Чеховская действительность, «как она есть», в разрыве с большими мерами прошлого и будущего, но он говорил о «Студенте» как о любимом рассказе. А там, в «Студенте», он даёт прикоснуться к «непрерывной цепи», соединяющей христианские девятнадцать веков с настоящим. «И ему казалось, что он только что видел оба конца этой цепи: дотронулся до одного конца, как дрогнул другой». Кажется, в чеховской поэтике разрывов это единственный случай гармонического контакта времён, то, что давало ему сказать со ссылкой на своего «Студента» – «Какой я „пессимист“?» [626]– и получено это самое убедительное у него и почти единственное свидетельство на особом участке творчества – в мире народной религиозности и церковности.

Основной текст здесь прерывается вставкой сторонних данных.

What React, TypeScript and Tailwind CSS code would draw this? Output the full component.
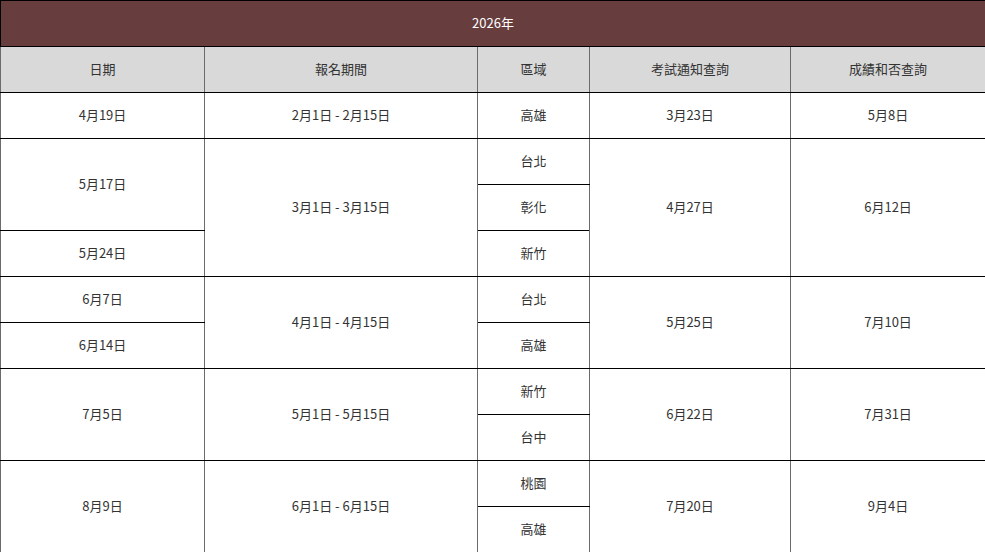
const font = { fontFamily: '"Noto Sans CJK TC", "Noto Sans", sans-serif' }

type Cell = { text: string; rows?: number }

const body: Cell[][] = [
  [{ text: "4月19日" }, { text: "2月1日 - 2月15日" }, { text: "高雄" }, { text: "3月23日" }, { text: "5月8日" }],
  [{ text: "5月17日", rows: 2 }, { text: "3月1日 - 3月15日", rows: 3 }, { text: "台北" }, { text: "4月27日", rows: 3 }, { text: "6月12日", rows: 3 }],
  [{ text: "彰化" }],
  [{ text: "5月24日" }, { text: "新竹" }],
  [{ text: "6月7日" }, { text: "4月1日 - 4月15日", rows: 2 }, { text: "台北" }, { text: "5月25日", rows: 2 }, { text: "7月10日", rows: 2 }],
  [{ text: "6月14日" }, { text: "高雄" }],
  [{ text: "7月5日", rows: 2 }, { text: "5月1日 - 5月15日", rows: 2 }, { text: "新竹" }, { text: "6月22日", rows: 2 }, { text: "7月31日", rows: 2 }],
  [{ text: "台中" }],
  [{ text: "8月9日", rows: 2 }, { text: "6月1日 - 6月15日", rows: 2 }, { text: "桃園" }, { text: "7月20日", rows: 2 }, { text: "9月4日", rows: 2 }],
  [{ text: "高雄" }],
]

const heads = ["日期", "報名期間", "區域", "考試通知查詢", "成績和否查詢"]

export default function App() {
  return (
    <div className="w-[985px] bg-white" style={font}>
      <table className="w-full table-fixed border-collapse text-[13px] text-[#333]">
        <colgroup>
          <col className="w-[204px]" />
          <col className="w-[273px]" />
          <col className="w-[112px]" />
          <col className="w-[201px]" />
          <col className="w-[195px]" />
        </colgroup>
        <thead>
          <tr className="h-[46px]">
            <th colSpan={5} className="border border-black bg-[#673d3d] pb-[2px] text-center font-normal text-white">
              2026年
            </th>
          </tr>
          <tr className="h-[46px]">
            {heads.map((h) => (
              <th
                key={h}
                className="border-x border-x-[#6b6b6b] border-y border-y-black bg-[#d9d9d9] pb-[2px] text-center font-normal"
              >
                {h}
              </th>
            ))}
          </tr>
        </thead>
        <tbody>
          {body.map((row, i) => (
            <tr key={i} className="h-[46px]">
              {row.map((c, j) => (
                <td
                  key={j}
                  rowSpan={c.rows}
                  className="border-x border-x-[#6b6b6b] border-y border-y-black pb-[2px] text-center align-middle"
                >
                  {c.text}
                </td>
              ))}
            </tr>
          ))}
        </tbody>
      </table>
    </div>
  )
}
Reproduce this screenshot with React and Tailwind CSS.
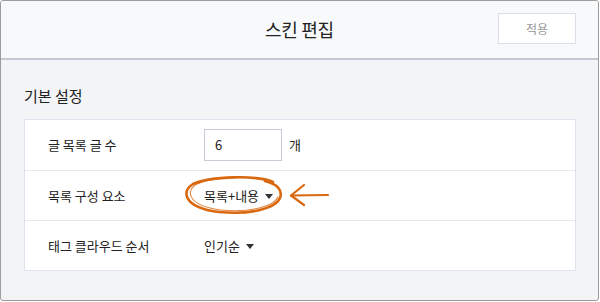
import React from 'react'

const font = { fontFamily: '"Noto Sans CJK KR", "Noto Sans", sans-serif' }

const Caret = () => (
  <svg width="8" height="5" viewBox="0 0 8 5" className="ml-[6px] mt-[2px]">
    <path d="M0 0 L8 0 L4 5 Z" fill="#333" />
  </svg>
)

const Scribble = () => (
  <svg width="170" height="50" viewBox="0 0 170 50" className="absolute left-[156px] top-[0px] pointer-events-none">
    <g fill="none" stroke="#d9680f" strokeLinecap="round">
      <path d="M92 11 C 76 4, 30 5, 12 13 C -1 21, 4 37, 38 41 C 68 44, 94 38, 99 27 C 102 19, 96 13, 84 10" strokeWidth="2.6" />
      <path d="M88 9 C 68 4, 28 6, 14 14 C 4 22, 9 35, 40 39 C 70 42, 93 35, 97 26" strokeWidth="1.1" opacity="0.8" />
      <path d="M147 24 L 110 24.5" strokeWidth="2.2" />
      <path d="M123 14 L 110 24.5 L 123 34" strokeWidth="2.2" strokeLinejoin="round" />
    </g>
  </svg>
)

const Row = ({ label, children, first }) => (
  <div className={'relative flex items-center h-[50px] pl-[23px] ' + (first ? '' : 'border-t border-[#e6e9ee]')}>
    <div className="w-[156px] text-[13px] text-[#222]">{label}</div>
    {children}
  </div>
)

export default function App() {
  return (
    <div className="w-[600px] h-[302px] bg-white" style={font}>
      <div className="w-[599px] h-[301px] border border-[#9c9c9c] rounded-[3px] overflow-hidden flex flex-col bg-[#f3f4f6]">
        <div className="relative h-[59px] shrink-0 bg-[#f8f9fb] border-b-2 border-[#c3c8d2] flex items-center justify-center">
          <h1 className="text-[18px] text-[#222] tracking-[-0.3px]">스킨 편집</h1>
          <button className="absolute right-[22px] top-[12px] w-[78px] h-[31px] bg-white border border-[#dbe0e8] text-[12px] text-[#999]">
            적용
          </button>
        </div>
        <div className="flex-1 pl-[23px] pr-[22px] pt-[26px]">
          <h2 className="text-[15px] leading-[20px] text-[#222] mb-[13px]">기본 설정</h2>
          <div className="bg-white border border-[#dde3ec]">
            <Row label="글 목록 글 수" first>
              <div className="w-[78px] h-[32px] border border-[#c6ccd6] flex items-center pl-[10px] text-[13px] text-[#222]">6</div>
              <span className="ml-[7px] text-[13px] text-[#222]">개</span>
            </Row>
            <Row label="목록 구성 요소">
              <span className="text-[13px] text-[#222]">목록+내용</span>
              <Caret />
              <Scribble />
            </Row>
            <Row label="태그 클라우드 순서">
              <span className="text-[13px] text-[#222]">인기순</span>
              <Caret />
            </Row>
          </div>
        </div>
      </div>
    </div>
  )
}
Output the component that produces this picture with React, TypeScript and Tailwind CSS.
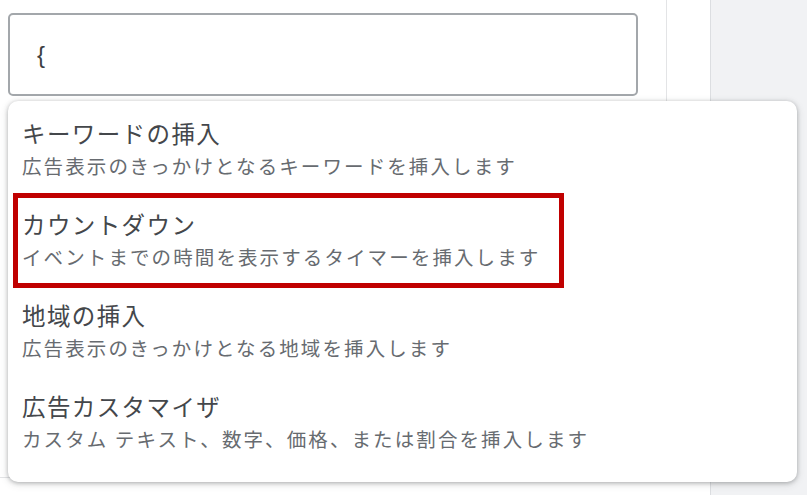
import React from "react";

const items = [
  { title: "キーワードの挿入", desc: "広告表示のきっかけとなるキーワードを挿入します" },
  { title: "カウントダウン", desc: "イベントまでの時間を表示するタイマーを挿入します" },
  { title: "地域の挿入", desc: "広告表示のきっかけとなる地域を挿入します" },
  { title: "広告カスタマイザ", desc: "カスタム テキスト、数字、価格、または割合を挿入します" },
];

export default function App() {
  return (
    <div
      className="relative w-[807px] h-[495px] bg-white overflow-hidden flex"
      style={{ fontFamily: '"Noto Sans CJK JP", "Noto Sans", sans-serif' }}
    >
      <div className="w-[710px] flex">
        <div className="w-[667px] h-[478px] border-r border-b border-[#e3e4e6] pl-2 pt-[13px]">
          <div className="w-[630px] h-[83px] border-2 border-[#a3a7ab] rounded-[5px] pl-[27px] flex items-center">
            <span className="text-[24px] text-[#3c4043] leading-none" style={{ fontFamily: '"Liberation Sans", sans-serif' }}>{"{"}</span>
          </div>
        </div>
      </div>
      <div className="flex-1 bg-[#f1f2f4] border-l border-[#dcdee1]" />

      <div className="absolute left-2 top-[101px] w-[789px] h-[381px] rounded-[10px] bg-white shadow-[0_1px_4px_rgba(60,64,67,0.35),0_2px_8px_rgba(60,64,67,0.15)] pt-[2px]">
        {items.map((it) => (
          <div key={it.title} className="h-[91px] pl-[14px] pt-[14px]">
            <div className="h-[32px] leading-[32px] text-[23.5px] tracking-[1.4px] text-[#44474b]">{it.title}</div>
            <div className="h-[34px] leading-[34px] text-[19.5px] tracking-[2.1px] text-[#676b70]">{it.desc}</div>
          </div>
        ))}
      </div>

      <div className="absolute left-[13px] top-[193px] w-[551px] h-[95px] border-[5px] border-[#c00000]" />
    </div>
  );
}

Что же до будущего, то здесь нарастала у Чехова всем памятная гиперболическая поэтика больших, говоря его словом в записи о любви, громадных чисел. Чеховская футурология—эсхатология, говоря по—нынешнему, «в одном флаконе». Либо чёрная треплевская фантазия о смерти всего, кроме одной неприкаянной мировой души («… и пусть нам приснится то, что будет через двести тысяч лет! – Через двести тысяч лет ничего не будет. – Так вот пусть изобразят нам это ничего»), либо отдалённо—будущая новая жизнь: «Через двести—триста, наконец, тысячу лет – дело не в сроке – настанет новая, счастливая жизнь». Вершинин «философствует» («Если не дают чаю, то давайте хоть пофилософствуем») – типичное жалкое философствование милых чеховских персонажей. Какова эта лёгкость хронологического скачка через сотни лет! По сравнению с этими чеховскими – или его персонажей – мечтательными сроками («дело не в сроке») знаменитый гоголевский прогноз о Пушкине как русском человеке через двести лет кажется чем—то вроде реального проекта (который уже не сбылся в связи с недавним двухсотлетним пушкинским юбилеем, так что всё—таки можно было его проверить). Грандиозная энтропическая тенденция этой чеховской – или его персонажей – мечтательности, этих мелькающих по его текстам больших нулей, риторика—гиперболика в разрыве с чеховской же поэтикой малых величин, поэтикой – «микроникой», [627]чеховской «квантовой метафизикой», по—своему предварившей научную тенденцию к исследованию микрообъектов в ХХ веке. В одном месте есть у него ответ «из вечности» на вопросы о будущем с большими сроками – народный ответ старой няни Астрову на вопрос, помянут ли нас через сто—двести лет те, кому мы теперь пробиваем дорогу. «Марина. Люди не помянут, зато Бог помянет. Астров. Вот спасибо. Хорошо ты сказала».